**What is required:** Can the data below be set down again exactly, line for line?
- - - - - - -
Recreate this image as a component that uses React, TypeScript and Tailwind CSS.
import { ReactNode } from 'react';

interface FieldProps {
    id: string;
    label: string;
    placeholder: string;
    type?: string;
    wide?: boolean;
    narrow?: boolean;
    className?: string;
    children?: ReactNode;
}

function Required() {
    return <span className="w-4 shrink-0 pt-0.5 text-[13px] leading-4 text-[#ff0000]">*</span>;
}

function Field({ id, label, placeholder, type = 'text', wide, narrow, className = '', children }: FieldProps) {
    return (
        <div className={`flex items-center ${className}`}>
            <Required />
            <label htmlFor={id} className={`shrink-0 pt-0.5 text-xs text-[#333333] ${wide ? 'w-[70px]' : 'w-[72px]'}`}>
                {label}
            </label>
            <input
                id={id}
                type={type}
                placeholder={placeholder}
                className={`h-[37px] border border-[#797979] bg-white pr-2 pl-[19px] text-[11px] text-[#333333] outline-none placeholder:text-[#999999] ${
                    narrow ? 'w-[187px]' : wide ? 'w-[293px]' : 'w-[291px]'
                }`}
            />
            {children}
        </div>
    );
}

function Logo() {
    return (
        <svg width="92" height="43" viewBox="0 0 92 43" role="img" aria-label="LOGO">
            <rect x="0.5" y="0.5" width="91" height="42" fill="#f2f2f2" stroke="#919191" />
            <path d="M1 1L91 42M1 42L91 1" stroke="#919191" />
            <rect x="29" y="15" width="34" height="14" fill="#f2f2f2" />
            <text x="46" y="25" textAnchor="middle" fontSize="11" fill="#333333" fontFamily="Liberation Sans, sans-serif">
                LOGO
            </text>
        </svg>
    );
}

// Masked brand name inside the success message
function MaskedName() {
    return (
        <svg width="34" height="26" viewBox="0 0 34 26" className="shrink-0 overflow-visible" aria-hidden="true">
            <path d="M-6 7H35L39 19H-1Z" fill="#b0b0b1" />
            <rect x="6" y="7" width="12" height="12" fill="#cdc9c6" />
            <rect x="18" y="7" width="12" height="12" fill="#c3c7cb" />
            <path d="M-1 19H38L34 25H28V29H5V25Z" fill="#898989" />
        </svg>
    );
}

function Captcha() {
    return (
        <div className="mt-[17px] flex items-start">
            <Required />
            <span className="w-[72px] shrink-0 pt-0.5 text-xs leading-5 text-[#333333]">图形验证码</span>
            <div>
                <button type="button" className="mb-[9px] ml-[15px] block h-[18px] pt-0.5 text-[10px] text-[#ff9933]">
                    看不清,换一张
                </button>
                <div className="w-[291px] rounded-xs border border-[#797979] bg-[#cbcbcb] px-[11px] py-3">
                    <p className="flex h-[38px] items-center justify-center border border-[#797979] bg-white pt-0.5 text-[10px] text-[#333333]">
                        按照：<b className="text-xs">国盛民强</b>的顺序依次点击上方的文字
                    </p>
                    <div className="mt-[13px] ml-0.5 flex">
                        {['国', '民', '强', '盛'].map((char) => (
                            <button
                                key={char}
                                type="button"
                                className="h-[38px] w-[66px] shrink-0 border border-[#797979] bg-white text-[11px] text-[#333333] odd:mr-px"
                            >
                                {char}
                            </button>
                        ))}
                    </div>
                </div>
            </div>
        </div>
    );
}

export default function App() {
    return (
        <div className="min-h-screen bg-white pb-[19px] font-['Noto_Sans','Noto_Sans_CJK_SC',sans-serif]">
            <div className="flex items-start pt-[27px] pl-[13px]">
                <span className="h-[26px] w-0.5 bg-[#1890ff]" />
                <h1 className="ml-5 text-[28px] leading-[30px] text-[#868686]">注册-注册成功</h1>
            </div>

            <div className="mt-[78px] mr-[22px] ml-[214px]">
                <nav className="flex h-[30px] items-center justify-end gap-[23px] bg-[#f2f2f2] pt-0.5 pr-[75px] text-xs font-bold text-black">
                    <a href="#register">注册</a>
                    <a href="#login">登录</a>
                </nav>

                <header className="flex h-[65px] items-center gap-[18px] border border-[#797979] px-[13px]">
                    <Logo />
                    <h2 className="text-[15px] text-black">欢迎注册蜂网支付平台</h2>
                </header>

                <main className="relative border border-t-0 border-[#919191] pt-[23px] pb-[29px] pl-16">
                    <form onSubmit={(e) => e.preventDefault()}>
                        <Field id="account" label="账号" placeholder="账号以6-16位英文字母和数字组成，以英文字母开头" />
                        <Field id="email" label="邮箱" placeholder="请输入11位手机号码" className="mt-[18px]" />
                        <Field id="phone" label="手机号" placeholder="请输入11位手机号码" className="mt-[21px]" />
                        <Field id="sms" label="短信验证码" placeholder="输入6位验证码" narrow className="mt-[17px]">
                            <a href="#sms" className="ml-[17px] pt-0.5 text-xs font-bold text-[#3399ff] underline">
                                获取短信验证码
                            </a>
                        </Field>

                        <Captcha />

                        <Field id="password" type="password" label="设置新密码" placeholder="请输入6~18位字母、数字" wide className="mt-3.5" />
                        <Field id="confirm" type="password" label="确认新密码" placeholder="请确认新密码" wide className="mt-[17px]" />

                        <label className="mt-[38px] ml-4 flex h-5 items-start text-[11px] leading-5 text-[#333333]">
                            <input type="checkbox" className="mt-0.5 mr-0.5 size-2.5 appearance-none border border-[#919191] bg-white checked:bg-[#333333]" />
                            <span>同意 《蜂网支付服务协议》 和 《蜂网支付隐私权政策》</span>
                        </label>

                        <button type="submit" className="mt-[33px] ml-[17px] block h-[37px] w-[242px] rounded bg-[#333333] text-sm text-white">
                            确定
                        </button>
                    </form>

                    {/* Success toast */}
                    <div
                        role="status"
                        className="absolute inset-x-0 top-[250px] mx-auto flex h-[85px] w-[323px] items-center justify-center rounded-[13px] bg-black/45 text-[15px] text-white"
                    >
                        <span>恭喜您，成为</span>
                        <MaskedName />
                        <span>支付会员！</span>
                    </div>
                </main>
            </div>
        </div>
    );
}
- - - - - - -
**Finished answer:**
Recreate this image as a component that uses React, TypeScript and Tailwind CSS.
import { ReactNode } from 'react';

interface FieldProps {
    id: string;
    label: string;
    placeholder: string;
    type?: string;
    wide?: boolean;
    narrow?: boolean;
    className?: string;
    children?: ReactNode;
}

function Required() {
    return <span className="w-4 shrink-0 pt-0.5 text-[13px] leading-4 text-[#ff0000]">*</span>;
}

function Field({ id, label, placeholder, type = 'text', wide, narrow, className = '', children }: FieldProps) {
    return (
        <div className={`flex items-center ${className}`}>
            <Required />
            <label htmlFor={id} className={`shrink-0 pt-0.5 text-xs text-[#333333] ${wide ? 'w-[70px]' : 'w-[72px]'}`}>
                {label}
            </label>
            <input
                id={id}
                type={type}
                placeholder={placeholder}
                className={`h-[37px] border border-[#797979] bg-white pr-2 pl-[19px] text-[11px] text-[#333333] outline-none placeholder:text-[#999999] ${
                    narrow ? 'w-[187px]' : wide ? 'w-[293px]' : 'w-[291px]'
                }`}
            />
            {children}
        </div>
    );
}

function Logo() {
    return (
        <svg width="92" height="43" viewBox="0 0 92 43" role="img" aria-label="LOGO">
            <rect x="0.5" y="0.5" width="91" height="42" fill="#f2f2f2" stroke="#919191" />
            <path d="M1 1L91 42M1 42L91 1" stroke="#919191" />
            <rect x="29" y="15" width="34" height="14" fill="#f2f2f2" />
            <text x="46" y="25" textAnchor="middle" fontSize="11" fill="#333333" fontFamily="Liberation Sans, sans-serif">
                LOGO
            </text>
        </svg>
    );
}

// Masked brand name inside the success message
function MaskedName() {
    return (
        <svg width="34" height="26" viewBox="0 0 34 26" className="shrink-0 overflow-visible" aria-hidden="true">
            <path d="M-6 7H35L39 19H-1Z" fill="#b0b0b1" />
            <rect x="6" y="7" width="12" height="12" fill="#cdc9c6" />
            <rect x="18" y="7" width="12" height="12" fill="#c3c7cb" />
            <path d="M-1 19H38L34 25H28V29H5V25Z" fill="#898989" />
        </svg>
    );
}

function Captcha() {
    return (
        <div className="mt-[17px] flex items-start">
            <Required />
            <span className="w-[72px] shrink-0 pt-0.5 text-xs leading-5 text-[#333333]">图形验证码</span>
            <div>
                <button type="button" className="mb-[9px] ml-[15px] block h-[18px] pt-0.5 text-[10px] text-[#ff9933]">
                    看不清,换一张
                </button>
                <div className="w-[291px] rounded-xs border border-[#797979] bg-[#cbcbcb] px-[11px] py-3">
                    <p className="flex h-[38px] items-center justify-center border border-[#797979] bg-white pt-0.5 text-[10px] text-[#333333]">
                        按照：<b className="text-xs">国盛民强</b>的顺序依次点击上方的文字
                    </p>
                    <div className="mt-[13px] ml-0.5 flex">
                        {['国', '民', '强', '盛'].map((char) => (
                            <button
                                key={char}
                                type="button"
                                className="h-[38px] w-[66px] shrink-0 border border-[#797979] bg-white text-[11px] text-[#333333] odd:mr-px"
                            >
                                {char}
                            </button>
                        ))}
                    </div>
                </div>
            </div>
        </div>
    );
}

export default function App() {
    return (
        <div className="min-h-screen bg-white pb-[19px] font-['Noto_Sans','Noto_Sans_CJK_SC',sans-serif]">
            <div className="flex items-start pt-[27px] pl-[13px]">
                <span className="h-[26px] w-0.5 bg-[#1890ff]" />
                <h1 className="ml-5 text-[28px] leading-[30px] text-[#868686]">注册-注册成功</h1>
            </div>

            <div className="mt-[78px] mr-[22px] ml-[214px]">
                <nav className="flex h-[30px] items-center justify-end gap-[23px] bg-[#f2f2f2] pt-0.5 pr-[75px] text-xs font-bold text-black">
                    <a href="#register">注册</a>
                    <a href="#login">登录</a>
                </nav>

                <header className="flex h-[65px] items-center gap-[18px] border border-[#797979] px-[13px]">
                    <Logo />
                    <h2 className="text-[15px] text-black">欢迎注册蜂网支付平台</h2>
                </header>

                <main className="relative border border-t-0 border-[#919191] pt-[23px] pb-[29px] pl-16">
                    <form onSubmit={(e) => e.preventDefault()}>
                        <Field id="account" label="账号" placeholder="账号以6-16位英文字母和数字组成，以英文字母开头" />
                        <Field id="email" label="邮箱" placeholder="请输入11位手机号码" className="mt-[18px]" />
                        <Field id="phone" label="手机号" placeholder="请输入11位手机号码" className="mt-[21px]" />
                        <Field id="sms" label="短信验证码" placeholder="输入6位验证码" narrow className="mt-[17px]">
                            <a href="#sms" className="ml-[17px] pt-0.5 text-xs font-bold text-[#3399ff] underline">
                                获取短信验证码
                            </a>
                        </Field>

                        <Captcha />

                        <Field id="password" type="password" label="设置新密码" placeholder="请输入6~18位字母、数字" wide className="mt-3.5" />
                        <Field id="confirm" type="password" label="确认新密码" placeholder="请确认新密码" wide className="mt-[17px]" />

                        <label className="mt-[38px] ml-4 flex h-5 items-start text-[11px] leading-5 text-[#333333]">
                            <input type="checkbox" className="mt-0.5 mr-0.5 size-2.5 appearance-none border border-[#919191] bg-white checked:bg-[#333333]" />
                            <span>同意 《蜂网支付服务协议》 和 《蜂网支付隐私权政策》</span>
                        </label>

                        <button type="submit" className="mt-[33px] ml-[17px] block h-[37px] w-[242px] rounded bg-[#333333] text-sm text-white">
                            确定
                        </button>
                    </form>

                    {/* Success toast */}
                    <div
                        role="status"
                        className="absolute inset-x-0 top-[250px] mx-auto flex h-[85px] w-[323px] items-center justify-center rounded-[13px] bg-black/45 text-[15px] text-white"
                    >
                        <span>恭喜您，成为</span>
                        <MaskedName />
                        <span>支付会员！</span>
                    </div>
                </main>
            </div>
        </div>
    );
}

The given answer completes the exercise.